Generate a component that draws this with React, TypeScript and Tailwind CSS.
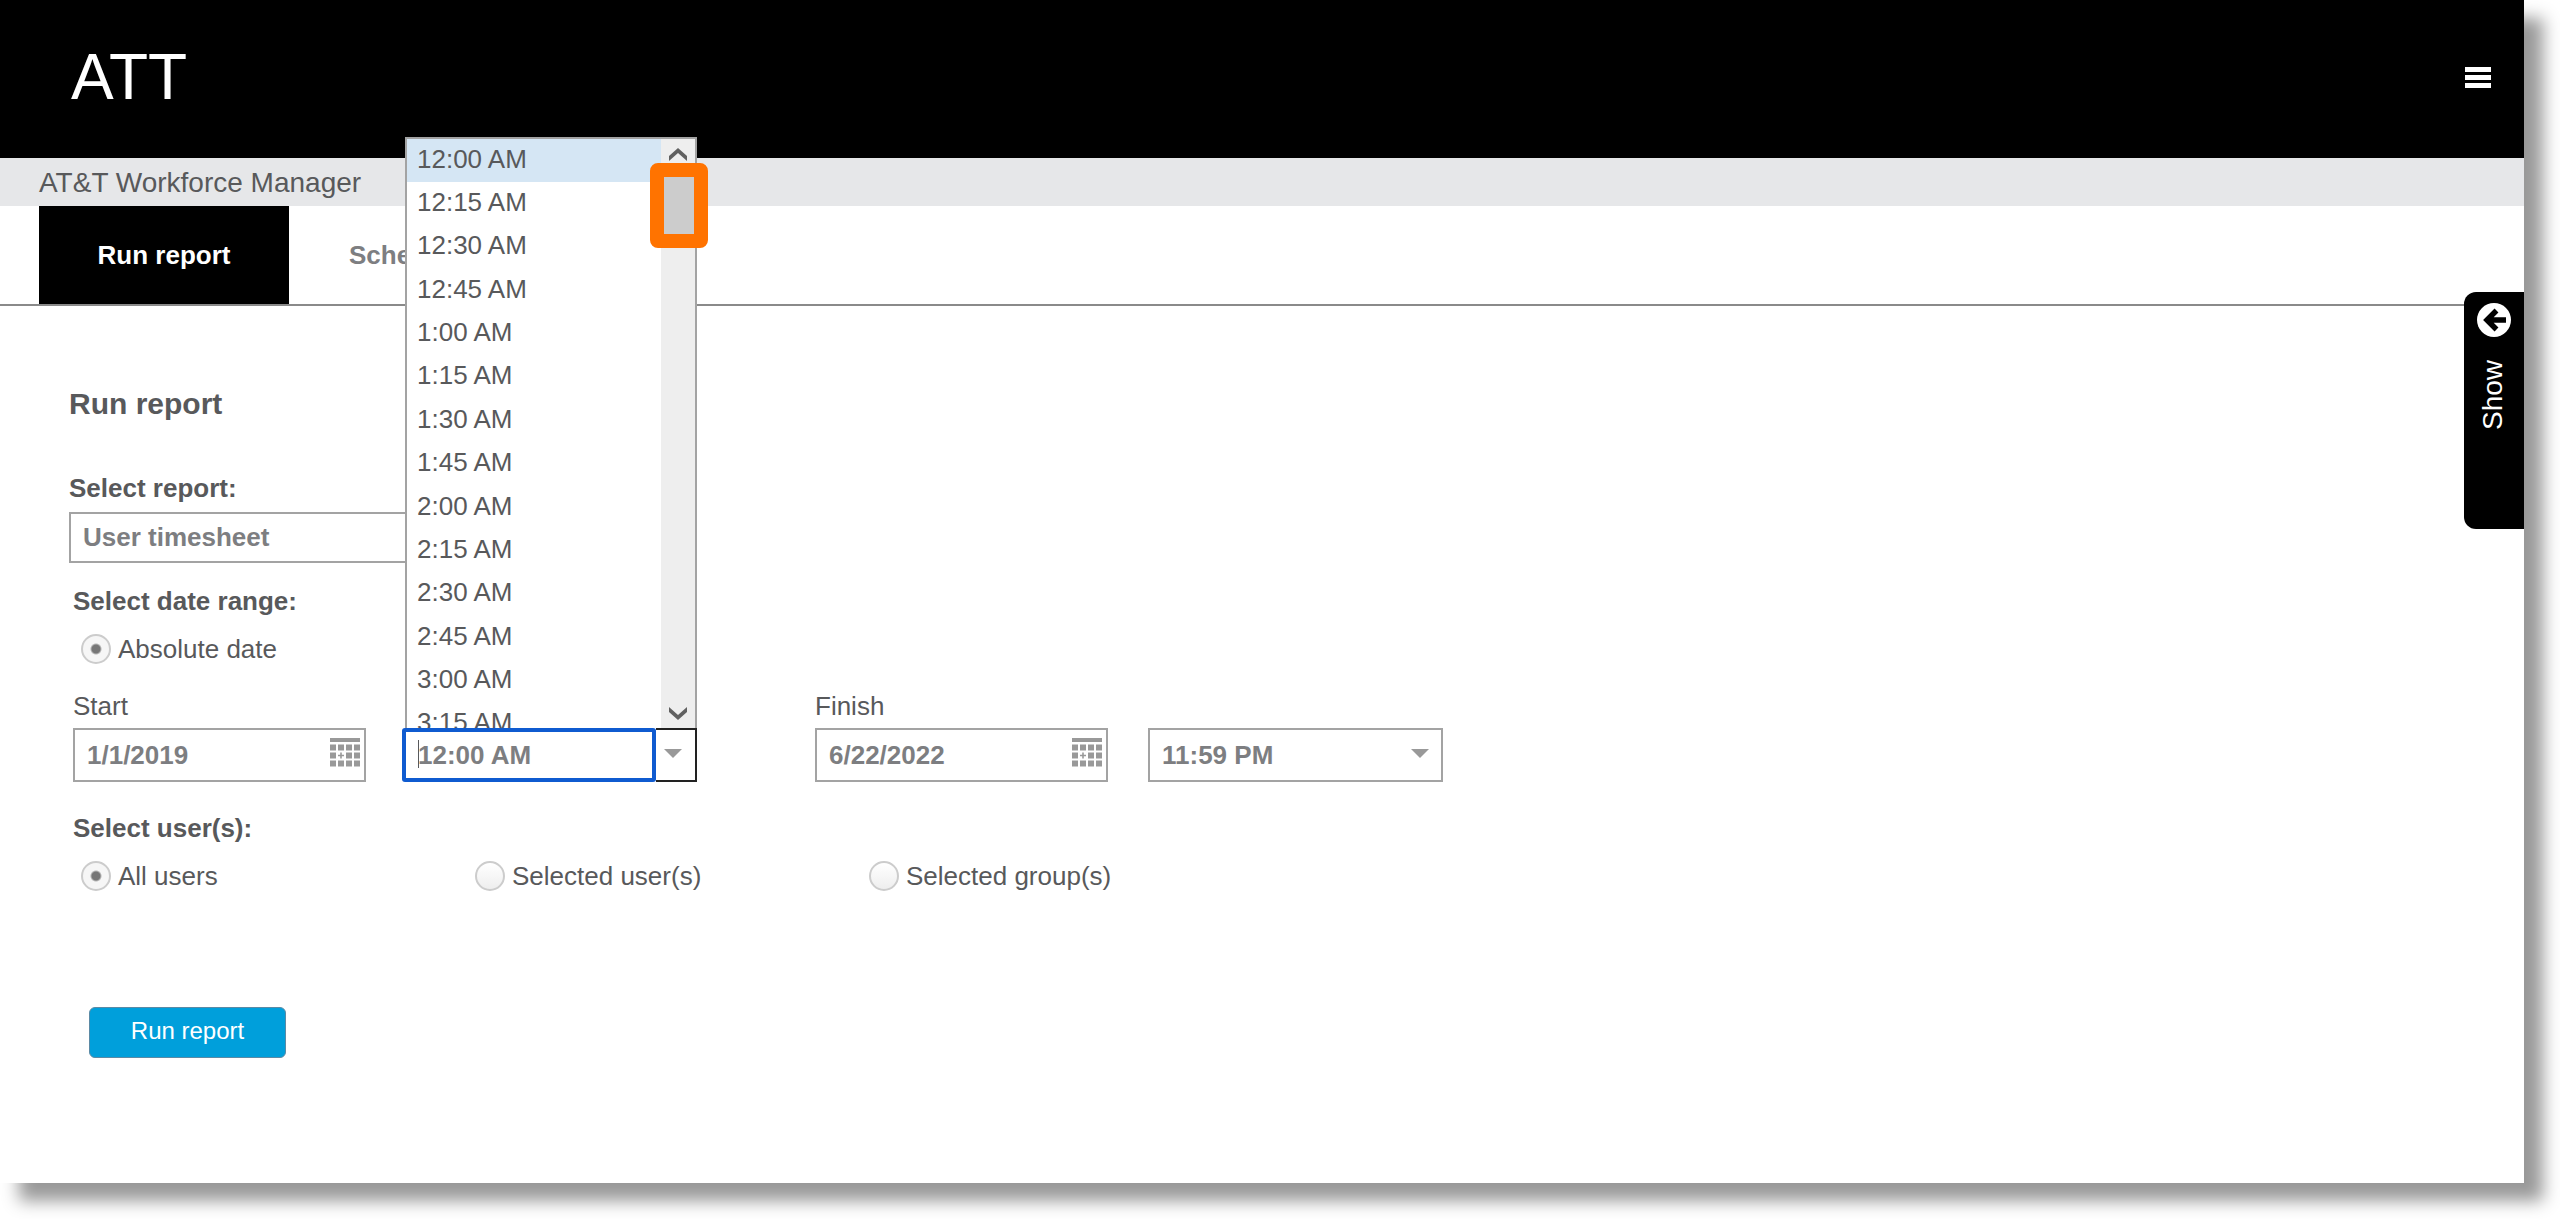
import React from "react";

const times = [
  "12:00 AM", "12:15 AM", "12:30 AM", "12:45 AM",
  "1:00 AM", "1:15 AM", "1:30 AM", "1:45 AM",
  "2:00 AM", "2:15 AM", "2:30 AM", "2:45 AM",
  "3:00 AM", "3:15 AM",
];

function CalendarIcon() {
  const cells = [];
  for (let r = 0; r < 3; r++) {
    for (let c = 0; c < 4; c++) {
      if (r === 1 && c === 1) continue;
      cells.push(<rect key={`${r}-${c}`} x={c * 8} y={6.5 + r * 8} width={6} height={6} />);
    }
  }
  return (
    <svg width="30" height="29" viewBox="0 0 30 29" fill="#999999" aria-hidden="true">
      <rect x="0" y="0" width="30" height="4" />
      {cells}
      <path d="M10.2 14.5h1.6v2.2H14v1.6h-2.2v2.2h-1.6v-2.2H8v-1.6h2.2z" />
    </svg>
  );
}

function Caret() {
  return (
    <svg width="18" height="9" viewBox="0 0 18 9" fill="#999999" aria-hidden="true">
      <path d="M0 0h18L9 9z" />
    </svg>
  );
}

function Chevron({ down = false }: { down?: boolean }) {
  return (
    <svg width="18" height="13" viewBox="0 0 18 13" fill="#606060" aria-hidden="true">
      <path d={down ? "M0 0l9 8 9-8v5l-9 8-9-8z" : "M0 13l9-8 9 8V8L9 0 0 8z"} />
    </svg>
  );
}

function DateField({ id, label, value }: { id: string; label: string; value: string }) {
  return (
    <div className="w-[293px]">
      <label htmlFor={id} className="block h-[38px] leading-8">{label}</label>
      <div className="flex h-[54px] items-center border-2 border-[#a3a3a3] bg-white pr-1">
        <input id={id} defaultValue={value} className="min-w-0 flex-1 pl-3 font-bold text-[#7d7e81] outline-none" />
        <button type="button" aria-label={`Choose ${label.toLowerCase()} date`} className="pb-[6px]">
          <CalendarIcon />
        </button>
      </div>
    </div>
  );
}

function Radio({ name, label, checked = false }: { name: string; label: string; checked?: boolean }) {
  return (
    <label className="flex w-[394px] items-center gap-[7px] leading-8">
      <input
        type="radio"
        name={name}
        defaultChecked={checked}
        className="size-[30px] appearance-none rounded-full border-2 border-[#cccccc] bg-linear-to-b from-white to-[#eeeeee] checked:bg-[radial-gradient(circle,#777777_0,#777777_4px,#f6f6f6_6px)]"
      />
      {label}
    </label>
  );
}

function TimeList() {
  return (
    <div className="absolute bottom-full left-[3px] z-10 flex h-[591px] w-[292px] overflow-hidden border-x-2 border-t-2 border-[#a3a3a3] bg-white">
      <ul role="listbox" aria-label="Start time options" className="flex h-[607px] flex-1 flex-col">
        {times.map((t, i) => (
          <li
            key={t}
            role="option"
            aria-selected={i === 0}
            className="flex flex-1 items-center pb-[3px] pl-[10px] aria-selected:bg-[#d5e6f4]"
          >
            {t}
          </li>
        ))}
      </ul>
      <div className="flex w-[34px] flex-col items-center justify-between bg-[#eeeeee] pt-[9px] pb-2">
        <Chevron />
        <Chevron down />
      </div>
    </div>
  );
}

export default function App() {
  return (
    <div className="h-screen overflow-hidden bg-white font-['Liberation_Sans',Arial,sans-serif] text-[26px] text-[#58595b]">
      <div className="relative mr-9 min-h-[calc(100vh-36px)] bg-white shadow-[19px_18px_16px_#999999]">
        <header className="flex h-[158px] items-center justify-between bg-black pr-[33px] pb-1 pl-[71px] text-white">
          <h1 className="text-[64px] leading-[72px]">ATT</h1>
          <button type="button" aria-label="Menu" className="flex w-[26px] flex-col gap-[3px]">
            <span className="h-[5px] bg-white" />
            <span className="h-[5px] bg-white" />
            <span className="h-[5px] bg-white" />
          </button>
        </header>
        <div className="flex h-12 items-center bg-[#e6e7e9] pt-[2px] pl-[39px] text-[28px]">AT&amp;T Workforce Manager</div>
        <nav className="flex h-[100px] border-b-2 border-[#8a8a8a] pl-[39px] font-bold">
          <button type="button" className="w-[250px] bg-black text-white">Run report</button>
          <button type="button" className="pl-[60px] text-[#7d7e81]">Schedule report</button>
        </nav>

        <aside className="absolute top-[292px] right-0 h-[237px] w-[60px]">
          <button type="button" className="flex h-full w-full flex-col items-center gap-[23px] rounded-l-xl bg-black pt-[11px] text-[28px] text-white">
            <svg width="34" height="34" viewBox="0 0 34 34" aria-hidden="true">
              <circle cx="17" cy="17" r="17" fill="white" />
              <path d="M29 17H11M19.500 7.500L10 17l9.500 9.500" fill="none" stroke="black" strokeWidth="5.500" />
            </svg>
            <span className="mr-[3px] rotate-180 leading-8 [writing-mode:vertical-rl]">Show</span>
          </button>
        </aside>

        <form className="pl-[73px]" onSubmit={(e) => e.preventDefault()}>
          <div className="-ml-1 pt-[78px]">
            <h2 className="text-[30px] leading-10 font-bold">Run report</h2>
            <label htmlFor="report" className="mt-12 block leading-8 font-bold">Select report:</label>
            <input
              id="report"
              defaultValue="User timesheet"
              className="mt-2 h-[51px] w-[500px] border-2 border-[#a3a3a3] pl-3 font-bold text-[#7d7e81] outline-none"
            />
          </div>
          <fieldset className="mt-[22px]">
            <legend className="leading-8 font-bold">Select date range:</legend>
            <div className="mt-4 pl-2">
              <Radio name="range" label="Absolute date" checked />
            </div>
          </fieldset>
          <div className="mt-[25px] flex items-end">
            <DateField id="start-date" label="Start" value="1/1/2019" />
            <div className="relative mr-[118px] ml-9 flex h-[54px] w-[295px]">
              <TimeList />
              <input
                aria-label="Start time"
                defaultValue="12:00 AM"
                className="w-[254px] rounded-[3px] bg-white pl-4 font-bold text-[#7d7e81] outline-none ring-4 ring-[#0f5bd0] ring-inset"
              />
              <span className="absolute top-3 left-4 h-7 w-px bg-[#58595b]" />
              <button type="button" aria-label="Open start times" className="flex flex-1 items-center border-y-2 border-r-2 border-[#222222] bg-white pb-1 pl-2">
                <Caret />
              </button>
              <span className="pointer-events-none absolute -top-[565px] left-[248px] z-20 h-[85px] w-[58px] rounded-lg border-[14px] border-[#ff7300] bg-[#cccccc]" />
            </div>
            <DateField id="finish-date" label="Finish" value="6/22/2022" />
            <div className="ml-10 flex h-[54px] w-[295px] items-center border-2 border-[#a3a3a3] pr-3">
              <input aria-label="Finish time" defaultValue="11:59 PM" className="min-w-0 flex-1 pl-3 font-bold text-[#7d7e81] outline-none" />
              <button type="button" aria-label="Open finish times" className="pb-1">
                <Caret />
              </button>
            </div>
          </div>
          <fieldset className="mt-[30px]">
            <legend className="leading-8 font-bold">Select user(s):</legend>
            <div className="mt-4 flex pl-2">
              <Radio name="users" label="All users" checked />
              <Radio name="users" label="Selected user(s)" />
              <Radio name="users" label="Selected group(s)" />
            </div>
          </fieldset>
          <button type="submit" className="mt-[115px] ml-4 h-[51px] w-[197px] rounded-md border border-[#5b8aa5] bg-[#009fdb] pb-1 text-2xl text-white">
            Run report
          </button>
        </form>
      </div>
    </div>
  );
}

☆ ☆ ☆ ☆

### Task goal
Repeat the material verbatim. Do not carry over any picture.

### Result for this task
Generate a component that draws this with React, TypeScript and Tailwind CSS.
import React from "react";

const times = [
  "12:00 AM", "12:15 AM", "12:30 AM", "12:45 AM",
  "1:00 AM", "1:15 AM", "1:30 AM", "1:45 AM",
  "2:00 AM", "2:15 AM", "2:30 AM", "2:45 AM",
  "3:00 AM", "3:15 AM",
];

function CalendarIcon() {
  const cells = [];
  for (let r = 0; r < 3; r++) {
    for (let c = 0; c < 4; c++) {
      if (r === 1 && c === 1) continue;
      cells.push(<rect key={`${r}-${c}`} x={c * 8} y={6.5 + r * 8} width={6} height={6} />);
    }
  }
  return (
    <svg width="30" height="29" viewBox="0 0 30 29" fill="#999999" aria-hidden="true">
      <rect x="0" y="0" width="30" height="4" />
      {cells}
      <path d="M10.2 14.5h1.6v2.2H14v1.6h-2.2v2.2h-1.6v-2.2H8v-1.6h2.2z" />
    </svg>
  );
}

function Caret() {
  return (
    <svg width="18" height="9" viewBox="0 0 18 9" fill="#999999" aria-hidden="true">
      <path d="M0 0h18L9 9z" />
    </svg>
  );
}

function Chevron({ down = false }: { down?: boolean }) {
  return (
    <svg width="18" height="13" viewBox="0 0 18 13" fill="#606060" aria-hidden="true">
      <path d={down ? "M0 0l9 8 9-8v5l-9 8-9-8z" : "M0 13l9-8 9 8V8L9 0 0 8z"} />
    </svg>
  );
}

function DateField({ id, label, value }: { id: string; label: string; value: string }) {
  return (
    <div className="w-[293px]">
      <label htmlFor={id} className="block h-[38px] leading-8">{label}</label>
      <div className="flex h-[54px] items-center border-2 border-[#a3a3a3] bg-white pr-1">
        <input id={id} defaultValue={value} className="min-w-0 flex-1 pl-3 font-bold text-[#7d7e81] outline-none" />
        <button type="button" aria-label={`Choose ${label.toLowerCase()} date`} className="pb-[6px]">
          <CalendarIcon />
        </button>
      </div>
    </div>
  );
}

function Radio({ name, label, checked = false }: { name: string; label: string; checked?: boolean }) {
  return (
    <label className="flex w-[394px] items-center gap-[7px] leading-8">
      <input
        type="radio"
        name={name}
        defaultChecked={checked}
        className="size-[30px] appearance-none rounded-full border-2 border-[#cccccc] bg-linear-to-b from-white to-[#eeeeee] checked:bg-[radial-gradient(circle,#777777_0,#777777_4px,#f6f6f6_6px)]"
      />
      {label}
    </label>
  );
}

function TimeList() {
  return (
    <div className="absolute bottom-full left-[3px] z-10 flex h-[591px] w-[292px] overflow-hidden border-x-2 border-t-2 border-[#a3a3a3] bg-white">
      <ul role="listbox" aria-label="Start time options" className="flex h-[607px] flex-1 flex-col">
        {times.map((t, i) => (
          <li
            key={t}
            role="option"
            aria-selected={i === 0}
            className="flex flex-1 items-center pb-[3px] pl-[10px] aria-selected:bg-[#d5e6f4]"
          >
            {t}
          </li>
        ))}
      </ul>
      <div className="flex w-[34px] flex-col items-center justify-between bg-[#eeeeee] pt-[9px] pb-2">
        <Chevron />
        <Chevron down />
      </div>
    </div>
  );
}

export default function App() {
  return (
    <div className="h-screen overflow-hidden bg-white font-['Liberation_Sans',Arial,sans-serif] text-[26px] text-[#58595b]">
      <div className="relative mr-9 min-h-[calc(100vh-36px)] bg-white shadow-[19px_18px_16px_#999999]">
        <header className="flex h-[158px] items-center justify-between bg-black pr-[33px] pb-1 pl-[71px] text-white">
          <h1 className="text-[64px] leading-[72px]">ATT</h1>
          <button type="button" aria-label="Menu" className="flex w-[26px] flex-col gap-[3px]">
            <span className="h-[5px] bg-white" />
            <span className="h-[5px] bg-white" />
            <span className="h-[5px] bg-white" />
          </button>
        </header>
        <div className="flex h-12 items-center bg-[#e6e7e9] pt-[2px] pl-[39px] text-[28px]">AT&amp;T Workforce Manager</div>
        <nav className="flex h-[100px] border-b-2 border-[#8a8a8a] pl-[39px] font-bold">
          <button type="button" className="w-[250px] bg-black text-white">Run report</button>
          <button type="button" className="pl-[60px] text-[#7d7e81]">Schedule report</button>
        </nav>

        <aside className="absolute top-[292px] right-0 h-[237px] w-[60px]">
          <button type="button" className="flex h-full w-full flex-col items-center gap-[23px] rounded-l-xl bg-black pt-[11px] text-[28px] text-white">
            <svg width="34" height="34" viewBox="0 0 34 34" aria-hidden="true">
              <circle cx="17" cy="17" r="17" fill="white" />
              <path d="M29 17H11M19.500 7.500L10 17l9.500 9.500" fill="none" stroke="black" strokeWidth="5.500" />
            </svg>
            <span className="mr-[3px] rotate-180 leading-8 [writing-mode:vertical-rl]">Show</span>
          </button>
        </aside>

        <form className="pl-[73px]" onSubmit={(e) => e.preventDefault()}>
          <div className="-ml-1 pt-[78px]">
            <h2 className="text-[30px] leading-10 font-bold">Run report</h2>
            <label htmlFor="report" className="mt-12 block leading-8 font-bold">Select report:</label>
            <input
              id="report"
              defaultValue="User timesheet"
              className="mt-2 h-[51px] w-[500px] border-2 border-[#a3a3a3] pl-3 font-bold text-[#7d7e81] outline-none"
            />
          </div>
          <fieldset className="mt-[22px]">
            <legend className="leading-8 font-bold">Select date range:</legend>
            <div className="mt-4 pl-2">
              <Radio name="range" label="Absolute date" checked />
            </div>
          </fieldset>
          <div className="mt-[25px] flex items-end">
            <DateField id="start-date" label="Start" value="1/1/2019" />
            <div className="relative mr-[118px] ml-9 flex h-[54px] w-[295px]">
              <TimeList />
              <input
                aria-label="Start time"
                defaultValue="12:00 AM"
                className="w-[254px] rounded-[3px] bg-white pl-4 font-bold text-[#7d7e81] outline-none ring-4 ring-[#0f5bd0] ring-inset"
              />
              <span className="absolute top-3 left-4 h-7 w-px bg-[#58595b]" />
              <button type="button" aria-label="Open start times" className="flex flex-1 items-center border-y-2 border-r-2 border-[#222222] bg-white pb-1 pl-2">
                <Caret />
              </button>
              <span className="pointer-events-none absolute -top-[565px] left-[248px] z-20 h-[85px] w-[58px] rounded-lg border-[14px] border-[#ff7300] bg-[#cccccc]" />
            </div>
            <DateField id="finish-date" label="Finish" value="6/22/2022" />
            <div className="ml-10 flex h-[54px] w-[295px] items-center border-2 border-[#a3a3a3] pr-3">
              <input aria-label="Finish time" defaultValue="11:59 PM" className="min-w-0 flex-1 pl-3 font-bold text-[#7d7e81] outline-none" />
              <button type="button" aria-label="Open finish times" className="pb-1">
                <Caret />
              </button>
            </div>
          </div>
          <fieldset className="mt-[30px]">
            <legend className="leading-8 font-bold">Select user(s):</legend>
            <div className="mt-4 flex pl-2">
              <Radio name="users" label="All users" checked />
              <Radio name="users" label="Selected user(s)" />
              <Radio name="users" label="Selected group(s)" />
            </div>
          </fieldset>
          <button type="submit" className="mt-[115px] ml-4 h-[51px] w-[197px] rounded-md border border-[#5b8aa5] bg-[#009fdb] pb-1 text-2xl text-white">
            Run report
          </button>
        </form>
      </div>
    </div>
  );
}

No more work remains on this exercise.